A vivência dos tempos de covid-19 desencadeou uma forte dinâmica linguística que se espraiou na criação de metáforas relacionadas com o novo quotidiano. Este facto teve lugar porque a metáfora não é apenas uma figura de retórica disponível de forma quase ornamental para usar em textos literários. Muito para além disso, a metáfora é um instrumento fundamental da cognição que se manifesta na linguagem comum, no pensamento e na ação humana1.
As metáforas estruturam a visão do mundo e denunciam-na, pois, muitas vezes, os falantes não as constroem sequer de forma consciente. O processamento do campo concetual metafórico pode acontecer de forma mais ou menos automática, pelo recurso à criação de um paralelismo entre duas realidades, que o ser humano desenha com base nos seus conhecimentos, cultura e vivências. A aproximação de uma realidade nova ou desconhecida a uma realidade já conhecida parece facilitar a compreensão porque é mais fácil conhecer as várias dimensões da novidade trilhando um caminho já conhecido.
A pandemia que se vive atualmente apresentou-se como um fenómeno ímpar e misterioso, o que fez dela um caminho fértil para o desenho de metáforas. Foi assim que o ser humano começou por se apropriar desta nova realidade associando-a ao conceito de guerra. Ainda que não tenha vivido na primeira pessoa uma situação de conflito armado, o ser humano tem facilidade em aceder ao seu esquema concetual de base. Este permite falar da nova realidade mostrando toda a periculosidade que envolve. Pode, assim, descrever-se a crise sanitária como «uma guerra», de forma mais visualista, afirmar-se que estamos num «campo de batalha» ou, invocando uma guerra brutal e mortífera, anunciar que nos encontramos nas «linhas de trincheira».
Como em qualquer campo bélico, a covid-19 envolve sempre dois lados, o do «inimigo» e o nosso. E a perspetiva é sempre esta: os seres humanos todos de um lado e os vírus todos do outro.
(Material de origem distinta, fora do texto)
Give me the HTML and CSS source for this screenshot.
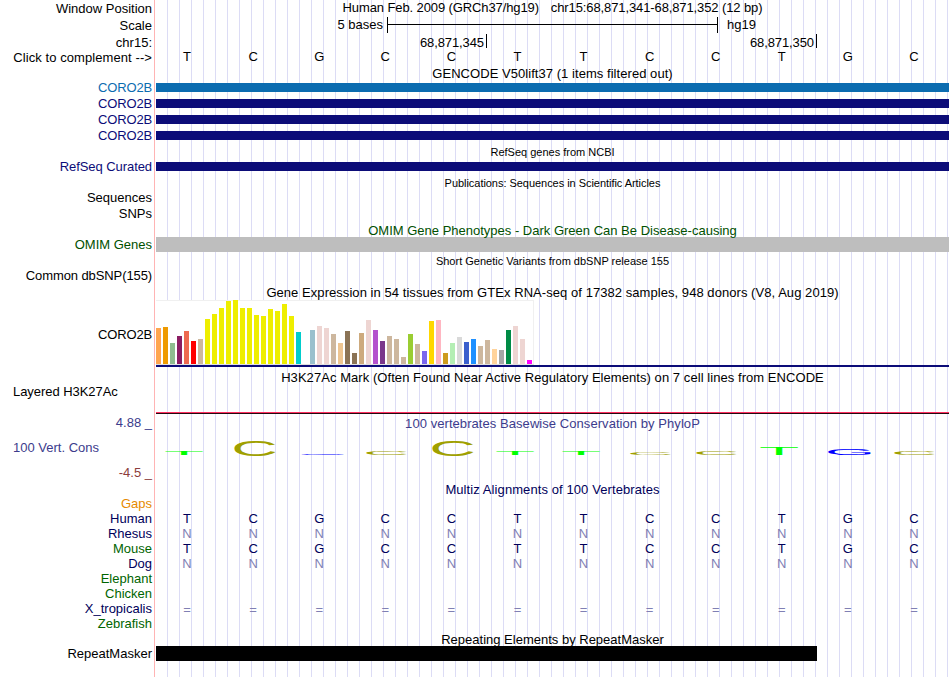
FILE: index.html
```html
<!DOCTYPE html>
<html lang="en">
<head>
<meta charset="utf-8">
<title>Genome Browser</title>
<link rel="stylesheet" href="styles.css">
</head>
<body>
<main class="browser">
  <section class="row ruler">
    <div class="labels"><p class="tall">Window Position</p><p class="tall">Scale</p><p>chr15:</p><p class="complement">Click to complement --&gt;</p></div>
    <div class="track">
      <h2 class="title position"><span class="asm">Human Feb. 2009 (GRCh37/hg19)</span><span class="pos">chr15:68,871,341-68,871,352 (12 bp)</span></h2>
      <div class="scale"><span class="scale-text">5 bases</span><span class="scale-bar"></span><span>hg19</span></div>
      <div class="coords"><span class="coord">68,871,345</span><span class="coord">68,871,350</span></div>
      <div class="bases"><b>T</b><b>C</b><b>G</b><b>C</b><b>C</b><b>T</b><b>T</b><b>C</b><b>C</b><b>T</b><b>G</b><b>C</b></div>
    </div>
  </section>

  <section class="row gencode">
    <div class="labels navy"><p class="blue">CORO2B</p><p>CORO2B</p><p>CORO2B</p><p>CORO2B</p></div>
    <div class="track">
      <h2 class="title t-gencode">GENCODE V50lift37 (1 items filtered out)</h2>
      <div class="genes"><i class="gene gene-blue"></i><i class="gene"></i><i class="gene"></i><i class="gene"></i></div>
    </div>
  </section>

  <section class="row refseq">
    <div class="labels navy"><p>RefSeq Curated</p></div>
    <div class="track"><h2 class="title small">RefSeq genes from NCBI</h2><div class="genes"><i class="gene"></i></div></div>
  </section>

  <section class="row pubs">
    <div class="labels"><p>Sequences</p><p>SNPs</p></div>
    <div class="track"><h2 class="title small t-pubs">Publications: Sequences in Scientific Articles</h2></div>
  </section>

  <section class="row omim">
    <div class="labels green"><p>OMIM Genes</p></div>
    <div class="track"><h2 class="title green">OMIM Gene Phenotypes - Dark Green Can Be Disease-causing</h2><div class="block grey"></div></div>
  </section>

  <section class="row dbsnp">
    <div class="labels"><p>Common dbSNP(155)</p></div>
    <div class="track"><h2 class="title small">Short Genetic Variants from dbSNP release 155</h2></div>
  </section>

  <section class="row gtex">
    <div class="labels"><p>CORO2B</p></div>
    <div class="track">
      <h2 class="title t-gtex">Gene Expression in 54 tissues from GTEx RNA-seq of 17382 samples, 948 donors (V8, Aug 2019)</h2>
      <div class="plot" id="plot"></div>
      <div class="gene-line"></div>
    </div>
  </section>

  <section class="row h3k">
    <div class="labels left"><p>Layered H3K27Ac</p></div>
    <div class="track"><h2 class="title t-h3k">H3K27Ac Mark (Often Found Near Active Regulatory Elements) on 7 cell lines from ENCODE</h2><div class="signal"></div></div>
  </section>

  <section class="row phylop">
    <div class="labels"><p class="max">4.88 _</p><p class="name">100 Vert. Cons</p><p class="min">-4.5 _</p></div>
    <div class="track">
      <h2 class="title t-phylop">100 vertebrates Basewise Conservation by PhyloP</h2>
      <svg class="logo" width="793" height="51" viewBox="156 431 793 51">
        <g class="base-t">
          <text transform="translate(164 455) scale(.66 .058)">T</text>
          <text transform="translate(495 455) scale(.66 .058)">T</text>
          <text transform="translate(561 455) scale(.66 .058)">T</text>
          <text transform="translate(759 455) scale(.66 .116)">T</text>
        </g>
        <g class="base-c">
          <text transform="translate(231.2 455.7) scale(.645 .213)">C</text>
          <text transform="translate(363 455) scale(.64 .058)">C</text>
          <text transform="translate(429.2 455.7) scale(.645 .213)">C</text>
          <text transform="translate(627 455) scale(.64 .044)">C</text>
          <text transform="translate(693 455) scale(.64 .058)">C</text>
          <text transform="translate(891 455) scale(.64 .058)">C</text>
        </g>
        <g class="base-g">
          <text transform="translate(298 455) scale(.64 .015)">G</text>
          <text transform="translate(825 455) scale(.645 .082)">G</text>
        </g>
      </svg>
    </div>
  </section>

  <section class="row multiz">
    <div class="labels dark"><p class="orange">Gaps</p><p>Human</p><p>Rhesus</p><p class="green2">Mouse</p><p>Dog</p><p class="green2">Elephant</p><p class="green2">Chicken</p><p>X_tropicalis</p><p class="green2">Zebrafish</p></div>
    <div class="track dark">
      <h2 class="title t-multiz">Multiz Alignments of 100 Vertebrates</h2>
      <div class="alignment">
        <div class="bases"><b>T</b><b>C</b><b>G</b><b>C</b><b>C</b><b>T</b><b>T</b><b>C</b><b>C</b><b>T</b><b>G</b><b>C</b></div>
        <div class="bases faint"><b>N</b><b>N</b><b>N</b><b>N</b><b>N</b><b>N</b><b>N</b><b>N</b><b>N</b><b>N</b><b>N</b><b>N</b></div>
        <div class="bases"><b>T</b><b>C</b><b>G</b><b>C</b><b>C</b><b>T</b><b>T</b><b>C</b><b>C</b><b>T</b><b>G</b><b>C</b></div>
        <div class="bases faint"><b>N</b><b>N</b><b>N</b><b>N</b><b>N</b><b>N</b><b>N</b><b>N</b><b>N</b><b>N</b><b>N</b><b>N</b></div>
        <div class="bases"></div>
        <div class="bases"></div>
        <div class="bases faint gap"><b>=</b><b>=</b><b>=</b><b>=</b><b>=</b><b>=</b><b>=</b><b>=</b><b>=</b><b>=</b><b>=</b><b>=</b></div>
      </div>
    </div>
  </section>

  <section class="row rmsk">
    <div class="labels"><p>RepeatMasker</p></div>
    <div class="track"><h2 class="title">Repeating Elements by RepeatMasker</h2><div class="block repeat"></div></div>
  </section>
</main>
<script src="app.js"></script>
</body>
</html>
```
FILE: styles.css
```css
* { box-sizing: border-box; margin: 0; padding: 0; }
body {
  width: 950px;
  height: 677px;
  overflow: hidden;
  background: #fff;
  color: #000;
  font: 13px/15px "Liberation Sans", Arial, sans-serif;
}
.browser {
  width: 949px;
  height: 677px;
  background:
    linear-gradient(#ffb4b4, #ffb4b4) 154px 0 / 1px 100% no-repeat,
    repeating-linear-gradient(to right, transparent 0 11px, #dcdcf5 11px 12px) 156px 0 / 793px 100% no-repeat;
}
.row { display: grid; grid-template-columns: 152px 793px; column-gap: 4px; }
.labels { padding-top: 14px; text-align: right; white-space: pre; }
.track { min-width: 0; }
.title { height: 14px; font-size: 13px; font-weight: normal; line-height: 15px; text-align: center; white-space: pre; }
.title.small { height: 12px; font-size: 11px; line-height: 12px; }
.navy { color: #0c0c78; }
.blue { color: #0c6cb0; }
.green { color: #005000; }
.green2 { color: #006400; }
.orange { color: #e68a00; }
.dark { color: #00005a; }

.ruler { height: 66px; }
.ruler .labels { padding-top: 1px; }
.ruler .tall { height: 17px; }
.complement { letter-spacing: 0.08px; }
.position { height: 17px; display: flex; justify-content: center; gap: 12px; letter-spacing: -0.11px; }
.scale { display: flex; height: 17px; }
.scale-text { width: 227px; margin-right: 4px; text-align: right; }
.scale-bar {
  width: 331px;
  height: 16px;
  margin-right: 9px;
  border: solid #000;
  border-width: 0 1px;
  background: linear-gradient(#000, #000) 0 7px / 100% 1px no-repeat;
}
.coords { display: flex; height: 15px; letter-spacing: -0.1px; }
.coord { width: 330px; height: 14px; padding-right: 2px; border-right: 1px solid #000; line-height: 17px; text-align: right; }
.coord:first-child { width: 331px; }
.bases { display: grid; grid-template-columns: repeat(12, 1fr); height: 15px; margin: 0 2px 0 -2px; text-align: center; }
.bases b { font-weight: normal; }

.gencode { height: 80px; }
.gencode .labels { line-height: 16px; padding-top: 14px; }
.gencode .labels, .gtex .labels { letter-spacing: -0.15px; }
.t-gencode { letter-spacing: 0.05px; }
.genes { display: grid; gap: 7px; padding-top: 3px; }
.gene { height: 9px; background: #0c0c78; }
.gene-blue { background: #0c6cb0; }

.refseq { height: 31px; }
.refseq .labels, .pubs .labels, .dbsnp .labels { padding-top: 13px; }
.refseq .labels { letter-spacing: -0.07px; }
.refseq .genes { padding-top: 4px; }
.pubs { height: 46px; }
.pubs p + p { margin-top: 1px; }
.t-pubs { letter-spacing: -0.04px; }
.omim { height: 32px; }
.block { height: 15px; }
.grey { background: #bebebe; }
.dbsnp { height: 30px; }
.dbsnp .labels { letter-spacing: -0.1px; }

.gtex { height: 85px; }
.gtex .labels { padding-top: 42px; }
.gtex .title { height: 15px; letter-spacing: 0.055px; }
.plot {
  display: flex;
  align-items: flex-end;
  gap: 2px;
  width: 378px;
  height: 65px;
  background: linear-gradient(#f0f0f0, #f0f0f0) 0 0 / 100% 1px no-repeat, linear-gradient(#f0f0f0, #f0f0f0) 100% 0 / 1px 100% no-repeat, #fff;
  border-bottom: 1px solid #e0e0e0;
}
.bar { width: 5px; }
.gene-line { height: 2px; background: #0c0c78; }

.h3k { height: 45px; }
.t-h3k { letter-spacing: 0.06px; }
.left { padding-left: 13px; text-align: left; letter-spacing: -0.05px; }
.signal { height: 2px; margin-top: 28px; background: linear-gradient(#ff3060 50%, #280810 50%); }

.phylop { height: 67px; }
.phylop .labels { padding-top: 0; }
.phylop p { height: 25px; }
.phylop .title { height: 16px; padding-top: 1px; letter-spacing: 0.06px; }
.max, .name, .t-phylop { color: #3c3c8c; }
.min { color: #8c3c3c; }
.name { padding-left: 13px; text-align: left; }
.logo { display: block; font: 100px "Liberation Sans", Arial, sans-serif; }
.base-t { fill: #0f0; }
.base-c { fill: #a0a000; }
.base-g { fill: #00f; }

.multiz { height: 150px; }
.t-multiz { letter-spacing: 0.09px; }
.alignment { padding-top: 15px; }
.faint { color: #8080b4; }
.gap { padding-top: 1px; }
.rmsk { height: 45px; }
.repeat { width: 661px; background: #000; }
```
FILE: app.js
```js
const tissues = [
  [36, "#ffa54f"], [37, "#ee9a00"], [21, "#8fbc8f"], [28, "#8b1c62"], [33, "#ee6a50"], [23, "#ff0000"], [25, "#cdb79e"],
  [45, "#eeee00"], [50, "#eeee00"], [56, "#eeee00"], [63, "#eeee00"], [64, "#eeee00"], [56, "#eeee00"], [56, "#eeee00"],
  [49, "#eeee00"], [48, "#eeee00"], [55, "#eeee00"], [53, "#eeee00"], [60, "#eeee00"], [48, "#eeee00"], [32, "#00cdcd"],
  [0, "#ffffff"], [34, "#9ac0cd"], [38, "#eed5d2"], [36, "#eed5d2"], [30, "#cdb79e"], [21, "#eec591"], [33, "#8b7355"],
  [11, "#8b7355"], [31, "#cdaa7d"], [44, "#eed5d2"], [34, "#b452cd"], [23, "#7a378b"], [28, "#cdb79e"], [25, "#cdb79e"],
  [7, "#cdb79e"], [30, "#9acd32"], [20, "#cdb79e"], [13, "#7a67ee"], [43, "#ffd700"], [44, "#ffb6c1"], [11, "#cd9b1d"],
  [21, "#b4eeb4"], [27, "#d9d9d9"], [22, "#3a5fcd"], [25, "#1e90ff"], [18, "#cdb79e"], [24, "#cdb79e"], [15, "#ffd39b"],
  [14, "#a6a6a6"], [34, "#008b45"], [38, "#eed5d2"], [25, "#eed5d2"], [4, "#ff00ff"]
];
const plot = document.getElementById("plot");
for (const [height, color] of tissues) {
  const bar = document.createElement("i");
  bar.className = "bar";
  bar.style.height = height + "px";
  bar.style.background = color;
  plot.append(bar);
}
```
Há os bons (somos nós – e este é o pronome mais usado para referir os “aliados”) e os maus (os vírus), que engendraram uma «invasão das nossas vidas» que «desencadeou a batalha». Esta concetualização do vírus como o «vilão» da história permite caracterizá-lo como «ubíquo», «perigoso e volátil» e até «invisível». Já os “bons” são os «companheiros de guerra» e aqueles que «resistem juntos».
Exatamente como em qualquer contexto de guerra, há momentos em que «é preciso recuar», há «cenários que fazem soar o alarme» e há quem esteja «na linha da frente». E como em qualquer guerra, temos de nos «defender dos ataques» e se a «covid mata», nós vamos construindo «vitórias contra o coronavírus» e acabaremos por «vencer a doença» porque «não somos fáceis de abater».
O impacto da chegada do vírus e o seu efeito avassalador vai sendo desenhado por outros campos concetuais que pretendem focalizar o seu impacto brutal. Um deles ativa o domínio das catástrofes naturais, colocando a tónica na sua vertiginosa ação destruidora. É assim que se fala em «tsunami coronavírus», «tempestade pandémica» e até no «inverno mais negro» e se diz que «uma avalanche se abateu sobre o sistema de saúde» ou que a zona covid dos hospitais é o «olho do furacão».
A situação que se vive foi tão inesperada e imprevisível que quase parece irreal, o que permite ativar metáforas que convocam outras dimensões para além do factual, como a onírica («o tempo parou num sonho» ou «isto é um pesadelo») ou a religiosa / mitológica («fui ao inferno e voltei», «o inferno dos hospitais»).
Guerra, catástrofe natural, pesadelo ou castigo divino são alguns dos desenhos concetuais que permitem ao ser humano conhecer melhor o «monstro». Conhecer melhor o «inimigo» é sempre meio caminho andado para lhe fazer frente e a linguagem é, com efeito, fonte de conhecimento e compreensão. Uma boa «arma», portanto.
1. Perspetiva defendida por Reddy (1979) “The conduit metaphor – A case of frame conflict” in A. Ortony (ed.) Metaphor and Thought. Cambridge, C.U.P. e Lakoff e Turner (1980) Metaphors we live by. Chicago, The University of Chicago Press.